## What the task requires
In the records below, reproduce exactly the lines from the one containing "Write a component" through the one containing "type Slot = 0 | 1;", both included, and omit the pictures.
+ + + +
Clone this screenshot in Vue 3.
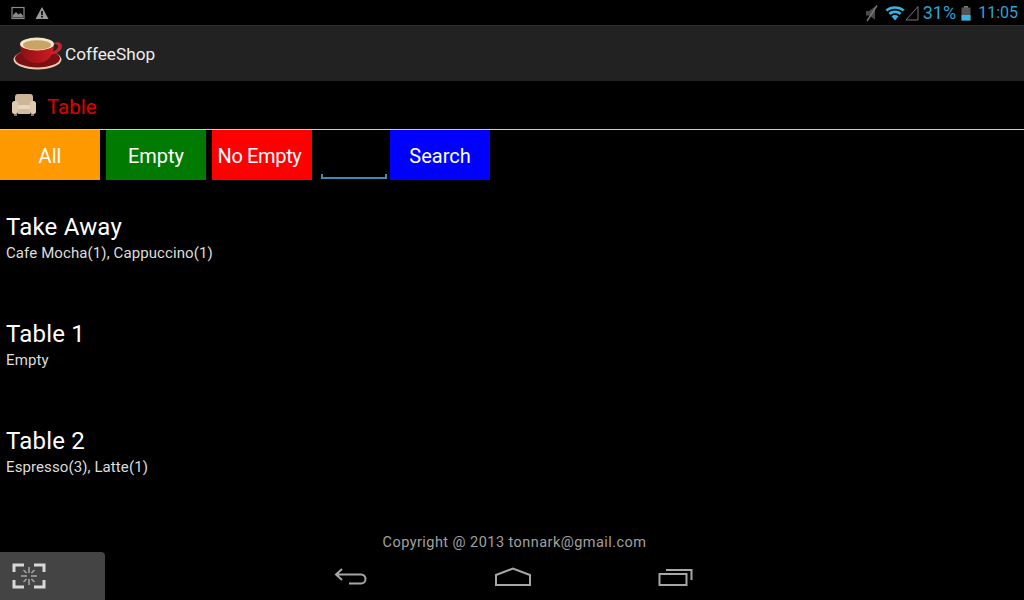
<template>
  <div class="screen">
    <!-- status bar -->
    <div class="status">
      <div class="status-left">
        <svg width="16" height="16" viewBox="0 0 16 16"><rect x="2" y="2.500" width="12" height="11" fill="none" stroke="#8a8a8a" stroke-width="1.200"/><path d="M3 12.500V10l3-3 2.500 2.500L10.500 8 13 10.500v2z" fill="#8a8a8a"/></svg>
        <svg width="16" height="16" viewBox="0 0 16 16"><path d="M8 2l6.500 12h-13z" fill="#9a9a9a"/><rect x="7.200" y="6" width="1.600" height="4.200" fill="#000"/><rect x="7.200" y="11" width="1.600" height="1.600" fill="#000"/></svg>
      </div>
      <div class="status-right">
        <svg class="ic-mute" width="18" height="18" viewBox="0 0 18 18"><path d="M3 7h3l6-4.500v13L6 11.500H3z" fill="#4a4a4a"/><path d="M14 1.500L4 17" stroke="#777" stroke-width="1.400"/></svg>
        <svg class="ic-wifi" width="20" height="16" viewBox="0 0 20 16"><path d="M0.500 4.500C5.500 0 14.500 0 19.500 4.500L17.800 6.400C13.500 2.800 6.500 2.800 2.200 6.400z" fill="#33b5e5"/><path d="M3.600 8C7.200 4.800 12.800 4.800 16.400 8L14.700 9.900C12 7.700 8 7.700 5.300 9.900z" fill="#33b5e5"/><path d="M6.500 11.200C8.500 9.600 11.500 9.600 13.500 11.200L10 15.500z" fill="#33b5e5"/></svg>
        <svg class="ic-signal" width="14" height="16" viewBox="0 0 14 16"><path d="M13 1.500V15H1z" fill="none" stroke="#777" stroke-width="1"/></svg>
        <span class="pct">31%</span>
        <svg class="ic-batt" width="10" height="16" viewBox="0 0 10 16"><rect x="3" y="1" width="4" height="2" fill="#777"/><rect x="0.500" y="2.500" width="9" height="13" fill="#555"/><rect x="0.500" y="10" width="9" height="5.500" fill="#33b5e5"/></svg>
        <span class="clock">11:05</span>
      </div>
    </div>

    <!-- action bar -->
    <div class="actionbar">
      <svg class="cup" width="50" height="34" viewBox="0 0 50 34">
        <defs>
          <linearGradient id="cupRed" x1="0" y1="0" x2="1" y2="0">
            <stop offset="0" stop-color="#8c1014"/>
            <stop offset=".6" stop-color="#b5161c"/>
            <stop offset="1" stop-color="#c92028"/>
          </linearGradient>
        </defs>
        <ellipse cx="24.500" cy="22.500" rx="24" ry="10" fill="#e9c9aa"/>
        <ellipse cx="24.500" cy="21.500" rx="22.500" ry="9" fill="#7c0f13"/>
        <path d="M39 7c4-3 10-2 10 2.500S43.500 17 37 18l1-3c4-1 7-3 7-5.500S42 6.500 38.500 9z" fill="#c2242b"/>
        <path d="M7 7c0 10 5 19 17 19s17-9 17-19z" fill="url(#cupRed)"/>
        <ellipse cx="24" cy="7" rx="17" ry="6.500" fill="#f2e6cc"/>
        <ellipse cx="24" cy="8" rx="14" ry="4.800" fill="#c9a565"/>
      </svg>
      <span class="app-title">CoffeeShop</span>
    </div>

    <!-- section title -->
    <div class="section">
      <svg class="chair" width="26" height="26" viewBox="0 0 26 26">
        <path d="M7 2h12c2 0 3 1 3 3v8H4V5c0-2 1-3 3-3z" fill="#cdb598"/>
        <rect x="1" y="9" width="6" height="13" rx="2.500" fill="#dfcab0"/>
        <rect x="19" y="9" width="6" height="13" rx="2.500" fill="#dfcab0"/>
        <rect x="7" y="13" width="12" height="4" fill="#e6d5bd"/>
        <rect x="7" y="17" width="12" height="5" fill="#d2bb9e"/>
        <rect x="3" y="22" width="3" height="2" fill="#7d7264"/>
        <rect x="20" y="22" width="3" height="2" fill="#7d7264"/>
      </svg>
      <span class="section-title">Table</span>
    </div>

    <!-- filter row -->
    <div class="filters">
      <button
        v-for="f in filters"
        :key="f.label"
        :class="['fbtn', { tight: f.label === 'No Empty' }]"
        :style="{ background: f.color }"
      >{{ f.label }}</button>
      <div class="search-field"></div>
      <button class="fbtn search-btn">Search</button>
    </div>

    <!-- table list -->
    <div class="list">
      <div v-for="t in tables" :key="t.name" class="row">
        <div class="row-name">{{ t.name }}</div>
        <div class="row-sub">{{ t.items }}</div>
      </div>
    </div>

    <div class="copyright">Copyright @ 2013 tonnark@gmail.com</div>

    <!-- nav bar -->
    <div class="navbar">
      <div class="capture">
        <svg width="34" height="28" viewBox="0 0 34 28" fill="none" stroke="#d8d8d8">
          <path d="M12 3H2v7M22 3h10v7M12 25H2v-7M22 25h10v-7" stroke-width="3"/>
          <path d="M17 5v6M17 17v6M9 14h6M19 14h6M11.500 8l3 3M22.500 8l-3 3M11.500 20l3-3M22.500 20l-3-3" stroke-width="1.500" stroke="#a8a8a8"/>
        </svg>
      </div>
      <div class="nav-icons">
        <svg width="34" height="20" viewBox="0 0 34 20" fill="none" stroke="#a6a6a6" stroke-width="2"><path d="M8 2L2 7.500 8 13M2 7.500h25c6 0 6 9 0 9H15"/></svg>
        <svg width="38" height="20" viewBox="0 0 38 20" fill="none" stroke="#a6a6a6" stroke-width="2"><path d="M2 8L19 1.500 36 8v10H2z"/></svg>
        <svg width="36" height="20" viewBox="0 0 36 20" fill="none" stroke="#a6a6a6" stroke-width="2"><rect x="1.500" y="7" width="27" height="11"/><path d="M8 3h25.500v10"/></svg>
      </div>
    </div>
  </div>
</template>

<script setup>
const filters = [
  { label: 'All', color: '#ff9900' },
  { label: 'Empty', color: '#007a00' },
  { label: 'No Empty', color: '#ff0000' },
]

const tables = [
  { name: 'Take Away', items: 'Cafe Mocha(1), Cappuccino(1)' },
  { name: 'Table 1', items: 'Empty' },
  { name: 'Table 2', items: 'Espresso(3), Latte(1)' },
]
</script>

<style>
html, body { background: #000; }
</style>

<style scoped>
.screen {
  width: 1024px;
  height: 600px;
  background: #000;
  color: #fff;
  font-family: Roboto, "Liberation Sans", sans-serif;
  display: flex;
  flex-direction: column;
  overflow: hidden;
}

.status {
  height: 25px;
  display: flex;
  align-items: center;
  justify-content: space-between;
  padding: 0 6px 0 10px;
}
.status-left { display: flex; gap: 8px; }
.status-right { display: flex; align-items: center; color: #33b5e5; }
.ic-mute { margin-right: 4px; }
.ic-signal { margin-right: 4px; }
.pct { font-size: 18px; margin-right: 5px; opacity: .9; }
.ic-batt { margin-right: 7px; }
.clock { font-size: 16px; opacity: .9; }

.actionbar {
  height: 56px;
  box-sizing: border-box;
  background: #222;
  border-top: 1px solid #2e2e2e;
  display: flex;
  align-items: center;
  padding-left: 13px;
}
.cup { margin-right: 2px; }
.app-title { font-size: 17.200px; color: #eee; }

.section {
  height: 49px;
  box-sizing: border-box;
  border-bottom: 1px solid #ccc;
  display: flex;
  align-items: center;
  padding-left: 11px;
}
.section-title {
  font-size: 20.500px;
  color: #e00000;
  margin-left: 10px;
  padding-top: 4px;
}

.filters {
  display: flex;
  gap: 6px;
  height: 50px;
}
.fbtn {
  width: 100px;
  height: 50px;
  border: none;
  padding: 2px 0 0;
  color: #fff;
  font: inherit;
  font-size: 20px;
}
.fbtn.tight {
  letter-spacing: -.35px;
  padding-right: 5px;
}
.search-field {
  width: 66px;
  height: 5px;
  margin: 44px -3px 0 3px;
  box-sizing: border-box;
  border: 2px solid #3a8eb0;
  border-top: none;
}
.search-btn { background: #0000ff; }

.list {
  padding-top: 16px;
  flex: 1;
}
.row {
  height: 107px;
  padding-left: 6px;
  padding-top: 14px;
  box-sizing: border-box;
}
.row-name { font-size: 24px; line-height: 34px; letter-spacing: .2px; }
.row-sub { font-size: 15px; line-height: 18px; letter-spacing: .1px; color: #ddd; }

.copyright {
  text-align: center;
  padding-left: 5px;
  font-size: 14.500px;
  line-height: 18px;
  height: 18px;
  color: #a0a0a0;
  letter-spacing: .45px;
}

.navbar {
  height: 48px;
  display: flex;
}
.capture {
  width: 105px;
  background: #444;
  border-radius: 0 4px 0 0;
  display: flex;
  align-items: center;
  padding-left: 12px;
  box-sizing: border-box;
}
.nav-icons {
  display: flex;
  align-items: center;
  gap: 126px;
  margin-left: 229px;
  padding-top: 2px;
}
</style>
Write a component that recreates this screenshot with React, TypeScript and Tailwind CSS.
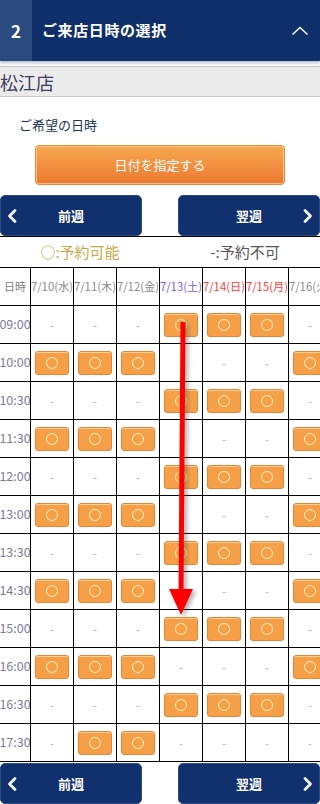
import * as React from 'react';

type Slot = 0 | 1;

const days = [
  { label: '7/10(水)', color: 'text-[#8a8a8a]' },
  { label: '7/11(木)', color: 'text-[#8a8a8a]' },
  { label: '7/12(金)', color: 'text-[#8a8a8a]' },
  { label: '7/13(土)', color: 'text-[#7b5cf0]' },
  { label: '7/14(日)', color: 'text-[#ff3b3b]' },
  { label: '7/15(月)', color: 'text-[#ff3b3b]' },
  { label: '7/16(火)', color: 'text-[#8a8a8a]' },
];

const A: Slot[] = [0, 0, 0, 1, 1, 1, 0];
const B: Slot[] = [1, 1, 1, 0, 0, 0, 1];

const rows: { time: string; slots: Slot[] }[] = [
  { time: '09:00', slots: A },
  { time: '10:00', slots: B },
  { time: '10:30', slots: A },
  { time: '11:30', slots: B },
  { time: '12:00', slots: A },
  { time: '13:00', slots: B },
  { time: '13:30', slots: A },
  { time: '14:30', slots: B },
  { time: '15:00', slots: A },
  { time: '16:00', slots: B },
  { time: '16:30', slots: A },
  { time: '17:30', slots: [0, 1, 1, 0, 0, 0, 0] },
];

const font = { fontFamily: '"Noto Sans CJK JP", "Noto Sans", sans-serif' };

function ChevronLeft() {
  return (
    <svg width="10" height="14" viewBox="0 0 10 14" fill="none">
      <polyline points="8,1.5 2.5,7 8,12.5" stroke="white" strokeWidth="2.6" strokeLinecap="round" strokeLinejoin="round" />
    </svg>
  );
}

function ChevronRight() {
  return (
    <svg width="10" height="14" viewBox="0 0 10 14" fill="none">
      <polyline points="2,1.5 7.5,7 2,12.5" stroke="white" strokeWidth="2.6" strokeLinecap="round" strokeLinejoin="round" />
    </svg>
  );
}

function WeekNav() {
  return (
    <div className="flex justify-between">
      <button className="w-[142px] h-[41px] rounded-[5px] bg-[#11306e] border border-[#2c4b80] flex items-center relative text-white">
        <span className="absolute left-[6px] top-1/2 -translate-y-1/2"><ChevronLeft /></span>
        <span className="flex-1 text-center text-[13px] font-bold">前週</span>
      </button>
      <button className="w-[142px] h-[41px] rounded-[5px] bg-[#11306e] border border-[#2c4b80] flex items-center relative text-white">
        <span className="flex-1 text-center text-[13px] font-bold">翌週</span>
        <span className="absolute right-[6px] top-1/2 -translate-y-1/2"><ChevronRight /></span>
      </button>
    </div>
  );
}

function SlotButton() {
  return (
    <div className="w-[34px] h-[24px] rounded-[3px] bg-[#f5a047] border border-[#e8843a] shadow-[inset_0_1px_0_rgba(255,220,170,0.8)] flex items-center justify-center">
      <div className="w-[12px] h-[12px] rounded-full border-[1.5px] border-[#fff3c4]" />
    </div>
  );
}

export default function App() {
  return (
    <div className="w-[320px] h-[804px] overflow-hidden relative bg-white" style={font}>
      {/* step header */}
      <div className="h-[61px] flex bg-[#0f2f6b] shadow-[0_2px_3px_rgba(40,60,110,0.35)] relative z-10">
        <div className="w-[32px] bg-[#2b4a7d] flex items-center justify-center text-white text-[17px] font-bold">2</div>
        <div className="flex-1 flex items-center pl-[10px] text-white text-[15px] font-bold tracking-[0.6px]">ご来店日時の選択</div>
        <div className="w-[40px] flex items-center justify-center">
          <svg width="18" height="10" viewBox="0 0 18 10" fill="none">
            <polyline points="1.5,8.5 9,1.5 16.5,8.5" stroke="white" strokeWidth="1.4" />
          </svg>
        </div>
      </div>

      <div className="mt-[5px] h-[31px] bg-[#ebebeb] border-y border-[#c8c8c8] flex items-center text-[18px] text-[#3b3d5c] leading-none">松江店</div>

      <div className="pt-[18px] pl-[19px] text-[13px] text-[#223356] leading-[20px]">ご希望の日時</div>

      <div className="mt-[10px] flex justify-center">
        <button className="w-[250px] h-[40px] rounded-[4px] bg-gradient-to-b from-[#f7a84e] to-[#ec7831] border border-[#ea8838] shadow-[inset_0_0_0_1px_rgba(255,214,160,0.75)] text-white text-[13px]">
          日付を指定する
        </button>
      </div>

      <div className="mt-[10px]">
        <WeekNav />
      </div>

      {/* schedule table */}
      <div className="w-[331px] border-t border-black">
        <div className="h-[31px] flex items-center border-b border-black text-[15px]">
          <div className="w-[160px] text-center text-[#c9a84a]">○:予約可能</div>
          <div className="w-[170px] text-center text-[#555]">-:予約不可</div>
        </div>

        <div className="h-[38px] flex border-b border-black">
          <div className="w-[30px] flex items-center justify-center text-[11px] text-[#808080]">日時</div>
          {days.map((d) => (
            <div key={d.label} className={`w-[43px] border-l border-black flex items-center justify-center whitespace-nowrap text-[11.3px] ${d.color}`}>
              {d.label}
            </div>
          ))}
        </div>

        {rows.map((r) => (
          <div key={r.time} className="h-[38px] flex border-b border-black">
            <div className="w-[30px] flex items-center justify-center whitespace-nowrap text-[12.5px] text-[#7c7c9a]">{r.time}</div>
            {r.slots.map((s, i) => (
              <div key={i} className="w-[43px] border-l border-black flex items-center justify-center">
                {s ? <SlotButton /> : <span className="text-[10px] text-[#9a9a9a]">-</span>}
              </div>
            ))}
          </div>
        ))}
      </div>

      <div className="mt-[1px]">
        <WeekNav />
      </div>

      {/* annotation arrow */}
      <svg className="absolute top-0 left-0 pointer-events-none" width="320" height="804" viewBox="0 0 320 804">
        <defs>
          <filter id="blur" x="-50%" y="-10%" width="200%" height="120%">
            <feGaussianBlur stdDeviation="2" />
          </filter>
        </defs>
        <g filter="url(#blur)" opacity="0.45" transform="translate(3,2)">
          <line x1="183" y1="322" x2="181" y2="594" stroke="#555" strokeWidth="5" />
          <polygon points="169,589 193,589 181,615" fill="#555" />
        </g>
        <line x1="183" y1="322" x2="181" y2="594" stroke="#ff0000" strokeWidth="5" />
        <polygon points="169,589 193,589 181,615" fill="#ff0000" />
      </svg>
    </div>
  );
}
+ + + +
## Worked answer
Write a component that recreates this screenshot with React, TypeScript and Tailwind CSS.
import * as React from 'react';

type Slot = 0 | 1;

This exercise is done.